Anarchy in The UK? Not So Fast
November 17, 2010 by SocProf and tagged Collective Behavior, Dramaturgy, Media
Via Avedon. So, we know British students have been demonstrating against increased in fees for their education. This picture has made the rounds and has been reproduced by practically every British newspaper as an illustration of the riff-raffs:
But the folks over at Techdirt noticed something if one zoomed back and got a little wider perspective, you get this:
Much less anarchic destruction, much more performance. Funny what elision of mise en scène can do. How interesting that a simple shift in angle ends up creating a different visual construction of reality.
Now y’all go have a discussion on how the media produce social reality rather than “just report” on it.
Posted in Collective Behavior, Dramaturgy, Media | 5 Comments »




November 18th, 2010 at 3:00 am
Interesting. However, a good photographer/photo editor is always going to crop a shot, or use a version of it, that has the most impact to illustrate the article.
November 18th, 2010 at 11:22 am
Yes, but I think it’s one thing to crop / edit but quite another to actually change the meaning of the photo, no?
November 19th, 2010 at 4:19 am
It’s not such a big difference, I think. There were worse cases, where things were Photoshopped just to make it look worse than it was. I think it was from the Iraq war or Gaza.
November 19th, 2010 at 9:18 pm
It may not be a big difference in strict photographic terms, but it became one once a political interpretation was superimposed on it, and then replicated over and over.
November 19th, 2010 at 5:46 pm
Photography is not reality, photographs is generally taken for a purpose. But still after all this time we have had photography, photographic “evidence” has a certain weight of showing the “truth”. Despite that photographic pictures have been corrupted from the very beginning and are made to speak for this or for that, according as the finger of mammon does point.

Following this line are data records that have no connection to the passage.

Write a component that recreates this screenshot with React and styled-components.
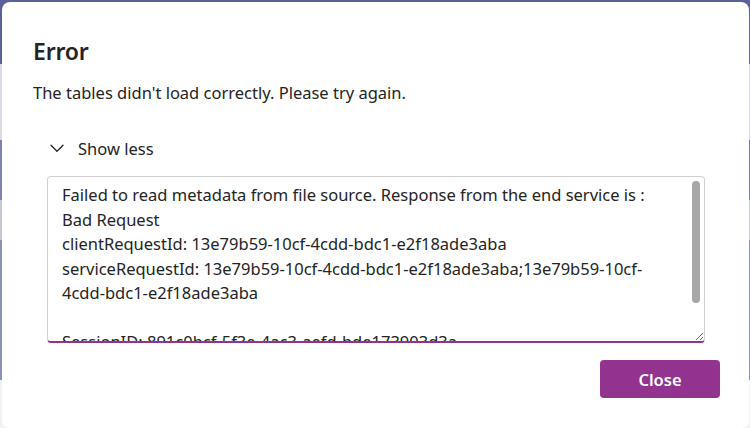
import React from "react"
import styled, { createGlobalStyle } from "styled-components"

const GlobalStyle = createGlobalStyle`
  html, body {
    margin: 0;
    padding: 0;
    height: 100%;
    overflow: hidden;
  }
  body {
    background: linear-gradient(
      to bottom,
      #5b6197 0px,
      #5b6197 64px,
      #d9dae4 64px,
      #d9dae4 140px,
      #7c82ae 140px,
      #7c82ae 200px,
      #c9c9d2 200px,
      #c9c9d2 240px,
      #8b90b8 240px,
      #8b90b8 380px,
      #f2f2f4 380px
    );
    font-family: "Noto Sans", "Open Sans", sans-serif;
  }
`

const errorDetails = `Failed to read metadata from file source. Response from the end service is :
Bad Request
clientRequestId: 13e79b59-10cf-4cdd-bdc1-e2f18ade3aba
serviceRequestId: 13e79b59-10cf-4cdd-bdc1-e2f18ade3aba;13e79b59-10cf-4cdd-bdc1-e2f18ade3aba

SessionID: 891c0bcf-5f3e-4ac3-aefd-bde173903d3a
Timestamp: 2024-03-18T09:41:22.517Z`

const App = () => {
  return (
    <>
      <GlobalStyle />
      <Dialog role="dialog" aria-labelledby="dlg-title">
        <Title id="dlg-title">Error</Title>
        <Message>The tables didn't load correctly. Please try again.</Message>

        <Details>
          <Toggle type="button">
            <svg width="16" height="16" viewBox="0 0 16 16" fill="none">
              <path
                d="M2 5.2 L8 11.2 L14 5.2"
                stroke="#242424"
                strokeWidth="1.3"
                strokeLinecap="round"
                strokeLinejoin="round"
              />
            </svg>
            <span>Show less</span>
          </Toggle>
          <BoxWrap>
            <DetailsBox readOnly defaultValue={errorDetails} />
            <ScrollThumb />
          </BoxWrap>
        </Details>

        <Footer>
          <PrimaryButton type="button">Close</PrimaryButton>
        </Footer>
      </Dialog>
    </>
  )
}

export default App

const Dialog = styled.div`
  box-sizing: border-box;
  margin: 2px 1px 0 2px;
  height: 426px;
  background: #ffffff;
  border-radius: 8px;
  padding: 33px 29px 0 31px;
  color: #242424;
  display: flex;
  flex-direction: column;
`

const Title = styled.h2`
  margin: 0;
  font-size: 23px;
  font-weight: 600;
  line-height: 32px;
  letter-spacing: -0.2px;
`

const Message = styled.p`
  margin: 14px 0 0 0;
  font-size: 16.5px;
  line-height: 24px;
`

const Details = styled.div`
  margin-top: 30px;
  padding-left: 14px;
  padding-right: 14px;
  display: flex;
  flex-direction: column;
`

const Toggle = styled.button`
  display: flex;
  align-items: center;
  gap: 13px;
  background: none;
  border: none;
  padding: 0 0 0 2px;
  font-family: inherit;
  font-size: 16.5px;
  color: #242424;
  height: 26px;
  cursor: pointer;
  align-self: flex-start;
`

const BoxWrap = styled.div`
  position: relative;
  margin-top: 15px;
  margin-right: 1px;
`

const DetailsBox = styled.textarea`
  display: block;
  box-sizing: border-box;
  width: 100%;
  height: 167px;
  border: 1px solid #d1d1d1;
  border-bottom: 2px solid #92348f;
  border-radius: 4px;
  padding: 6px 40px 0 14px;
  font-family: inherit;
  font-size: 16.5px;
  line-height: 24.5px;
  color: #242424;
  resize: vertical;
  outline: none;
  overflow: hidden;
`

const ScrollThumb = styled.div`
  position: absolute;
  top: 5px;
  right: 5px;
  width: 8px;
  height: 122px;
  border-radius: 4px;
  background: #a6a6a6;
  pointer-events: none;
`

const Footer = styled.div`
  display: flex;
  justify-content: flex-end;
  margin-top: 17px;
`

const PrimaryButton = styled.button`
  width: 120px;
  height: 38px;
  border: none;
  border-radius: 4px;
  background: #92348f;
  color: #ffffff;
  font-family: inherit;
  font-size: 16.5px;
  font-weight: 600;
  cursor: pointer;
`
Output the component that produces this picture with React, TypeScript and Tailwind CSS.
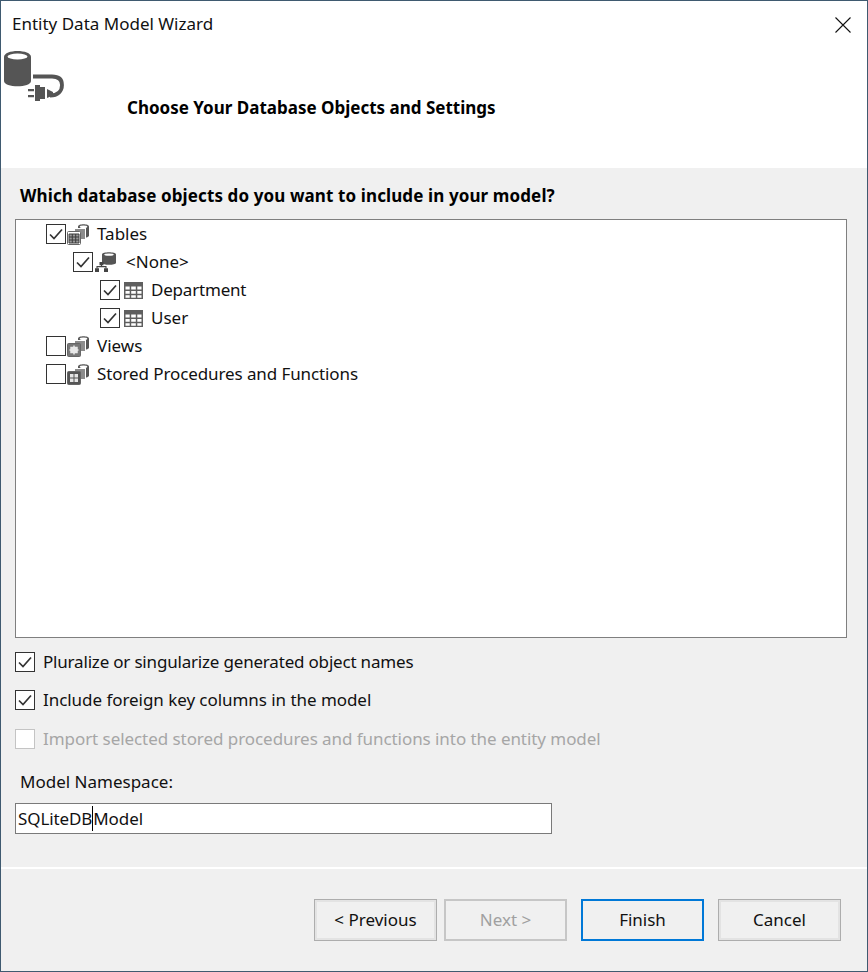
const font = { fontFamily: '"Noto Sans", "Open Sans", sans-serif' };

function Check({ checked = false, disabled = false }: { checked?: boolean; disabled?: boolean }) {
  return (
    <span className={`flex h-5 w-5 shrink-0 items-center justify-center border bg-white ${disabled ? 'border-[#c4c4c4]' : 'border-[#333333]'}`}>
      {checked && (
        <svg width="14" height="12" viewBox="0 0 14 12" fill="none">
          <path d="M1 6.5 L5 10.5 L13 1.5" stroke="#333333" strokeWidth="1.7" />
        </svg>
      )}
    </span>
  );
}

function DbSmall({ width = 11, height = 14 }: { width?: number; height?: number }) {
  return (
    <svg className="absolute right-0 top-0" width={width} height={height} viewBox="0 0 11 14" preserveAspectRatio="none">
      <path d="M0 2.5C0 -.5 11 -.5 11 2.5V11.5C11 14.5 0 14.5 0 11.5Z" fill="#555" />
      <ellipse cx="5.5" cy="2.8" rx="3.8" ry="1.3" fill="#fff" />
    </svg>
  );
}

function GroupIcon({ kind }: { kind: 'tables' | 'views' | 'procs' }) {
  return (
    <span className="relative block h-[21px] w-[22px] shrink-0">
      <DbSmall />
      <span className="absolute left-[7px] top-[4px] block h-[12px] w-[12px] border border-white bg-[#8c8c8c]" />
      <svg className="absolute bottom-0 left-0" width="14" height="14" viewBox="0 0 14 14">
        <rect x="0.5" y="0.5" width="13" height="13" rx="1" fill={kind === 'views' ? '#777' : kind === 'procs' ? '#555' : '#fff'} stroke="#666" />
        {kind === 'tables' && (
          <path d="M2 3H12V12H2Z M2 6H12 M2 9H12 M5.3 3V12 M8.7 3V12" fill="#999" stroke="#3d3d3d" strokeWidth="1" />
        )}
        {kind === 'views' && (
          <path d="M4 4.5H10V9.5H4Z M7 2.5V11.5 M2.5 7H11.5" fill="#e8e8e8" stroke="#e8e8e8" strokeWidth="1.5" />
        )}
        {kind === 'procs' && <path d="M3 3H6.5V6.5H3Z M7.5 3H11V6.5H7.5Z M3 7.5H6.5V11H3Z M7.5 7.5H11V11H7.5Z" fill="#e6e6e6" />}
      </svg>
    </span>
  );
}

function SchemaIcon() {
  return (
    <span className="relative ml-px block h-5 w-[21px] shrink-0">
      <DbSmall width={14} height={13} />
      <svg className="absolute bottom-0 left-0" width="13" height="10" viewBox="0 0 13 10">
        <path d="M4.5 0H8.5V3.2H4.5Z M0 6.2H4V10H0Z M9 6.2H13V10H9Z" fill="#444" />
        <path d="M6.5 3V5M2 6.5V4.6H11V6.5" stroke="#444" strokeWidth="1.1" fill="none" />
      </svg>
    </span>
  );
}

function TableIcon() {
  return (
    <svg className="ml-[3px] shrink-0" width="19" height="17" viewBox="0 0 19 17">
      <rect x="0" y="0" width="19" height="17" fill="#5f5f5f" />
      <path
        d="M1.5 4.5H5.7V7.5H1.5Z M7.2 4.5H11.8V7.5H7.2Z M13.3 4.5H17.5V7.5H13.3Z M1.5 9H5.7V11.7H1.5Z M7.2 9H11.8V11.7H7.2Z M13.3 9H17.5V11.7H13.3Z M1.5 13.2H5.7V15.7H1.5Z M7.2 13.2H11.8V15.7H7.2Z M13.3 13.2H17.5V15.7H13.3Z"
        fill="#fff"
      />
    </svg>
  );
}

function Row({ indent, col, checked, icon, label, textCls = '' }: { indent: string; col: string; checked?: boolean; icon: React.ReactNode; label: string; textCls?: string }) {
  return (
    <div className={`flex h-7 items-center ${indent}`}>
      <Check checked={checked} />
      <span className={`ml-px flex shrink-0 items-center ${col}`}>{icon}</span>
      <span className={`text-[#111] ${textCls}`}>{label}</span>
    </div>
  );
}

function Option({ label, checked, disabled, cls, textCls = '' }: { label: string; checked?: boolean; disabled?: boolean; cls: string; textCls?: string }) {
  return (
    <div className={`flex h-5 items-center gap-2 ${cls}`}>
      <Check checked={checked} disabled={disabled} />
      <span className={`${disabled ? 'text-[#a6a6a6]' : 'text-[#111]'} ${textCls}`}>{label}</span>
    </div>
  );
}

function Btn({ label, variant = 'normal', cls = '' }: { label: string; variant?: 'normal' | 'disabled' | 'focus'; cls?: string }) {
  const s =
    variant === 'focus'
      ? 'border-2 border-[#0078d7] text-[#111]'
      : variant === 'disabled'
        ? 'border-2 border-[#c6c6c6] text-[#a0a0a0]'
        : 'border border-[#adadad] text-[#111] shadow-[inset_0_0_0_2px_#e3e3e3]';
  return (
    <div className={`flex h-[42px] w-[123px] items-center justify-center bg-[#f0f0f0] ${s} ${cls}`}>{label}</div>
  );
}

export default function App() {
  return (
    <div className="flex h-[972px] w-[868px] flex-col border border-[#3f5a70] bg-white text-[17px] leading-6" style={font}>
      <div className="flex h-[47px] shrink-0 items-center justify-between pb-0.5 pl-[11px] pr-4">
        <span className="text-[#111]">Entity Data Model Wizard</span>
        <svg className="mt-0.5" width="16" height="16" viewBox="0 0 16 16">
          <path d="M.5 .5L15.5 15.5M15.5 .5L.5 15.5" stroke="#111" strokeWidth="1.1" />
        </svg>
      </div>
      <div className="flex h-[120px] shrink-0 pl-[3px]">
        <svg className="mt-[3px] shrink-0" width="60" height="50" viewBox="0 0 60 50">
          <path d="M0 6C0 -2 27 -2 27 6V30C27 37 0 37 0 30Z" fill="#555555" />
          <ellipse cx="13.5" cy="5.5" rx="10" ry="3" fill="#fff" />
          <path d="M29 25.5H48C55 25.5 58 29 58 34C58 40 54 44.5 46 44.5" fill="none" stroke="#555555" strokeWidth="3.8" />
          <path d="M43 38V47L49 44.5V41Z" fill="#555555" />
          <path d="M31 34H36V36H41V48H36V50H31Z" fill="#555555" />
          <path d="M24 38H30V40.2H24Z M24 44H30V46.2H24Z" fill="#555555" />
        </svg>
        <div className="ml-[63px] mt-[48px] font-bold text-[#000]">Choose Your Database Objects and Settings</div>
      </div>
      <div className="flex min-h-0 flex-1 flex-col bg-[#f0f0f0]">
        <div className="ml-[19px] mt-4 font-bold tracking-[0.11px] text-[#000]">Which database objects do you want to include in your model?</div>
        <div className="ml-[14px] mt-[11px] h-[419px] w-[832px] shrink-0 border border-[#7f7f7f] bg-white">
          <Row indent="pl-[30px]" col="w-[30px]" checked icon={<GroupIcon kind="tables" />} label="Tables" />
          <Row indent="pl-[57px]" col="w-[32px]" checked icon={<SchemaIcon />} label="<None>" />
          <Row indent="pl-[84px]" col="w-[30px]" checked icon={<TableIcon />} label="Department" textCls="tracking-[-0.2px]" />
          <Row indent="pl-[84px]" col="w-[30px]" checked icon={<TableIcon />} label="User" />
          <Row indent="pl-[30px]" col="w-[30px]" icon={<GroupIcon kind="views" />} label="Views" />
          <Row indent="pl-[30px]" col="w-[30px]" icon={<GroupIcon kind="procs" />} label="Stored Procedures and Functions" textCls="tracking-[-0.1px]" />
        </div>
        <Option cls="ml-[14px] mt-[14px]" checked label="Pluralize or singularize generated object names" textCls="tracking-[-0.19px]" />
        <Option cls="ml-[14px] mt-[18px]" checked label="Include foreign key columns in the model" textCls="tracking-[-0.05px]" />
        <Option cls="ml-[14px] mt-[19px]" disabled label="Import selected stored procedures and functions into the entity model" textCls="tracking-[-0.06px]" />
        <div className="ml-[19px] mt-[21px] text-[#111]">Model Namespace:</div>
        <div className="ml-[14px] mt-[9px] flex h-[31px] w-[537px] shrink-0 items-center border border-[#7a7a7a] bg-white pl-0.5 tracking-[-0.1px] text-[#111]">
          <span>SQLiteDB</span>
          <span className="h-[25px] w-px bg-black" />
          <span>Model</span>
        </div>
        <div className="mt-[33px] h-0.5 shrink-0 bg-white" />
        <div className="mt-[30px] flex justify-end pr-[26px]">
          <Btn label="< Previous" />
          <Btn cls="ml-[7px]" variant="disabled" label="Next >" />
          <Btn cls="ml-3.5" variant="focus" label="Finish" />
          <Btn cls="ml-3.5" label="Cancel" />
        </div>
      </div>
    </div>
  );
}
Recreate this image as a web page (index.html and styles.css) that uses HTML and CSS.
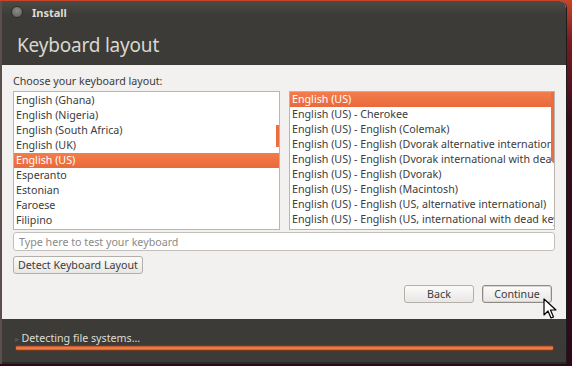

“One such case in 1886 involved a dispute between two persons about a wall. The plaintiff charged his neighbor’s wall was too high and obstructed the sunlight. The judge seemed to be swayed by a photograph showing the wall to be immense and casting a dark and gloomy curtain of shadow, as charged. But then the defendant’s lawyer, with a smile, handed the judge a photograph of the same scene. This time, the judge was confronted with a picture that seemed to show a tiny, insignificant wall that could not possibly cause any harm. Both law journals and the photographic press noted this case.”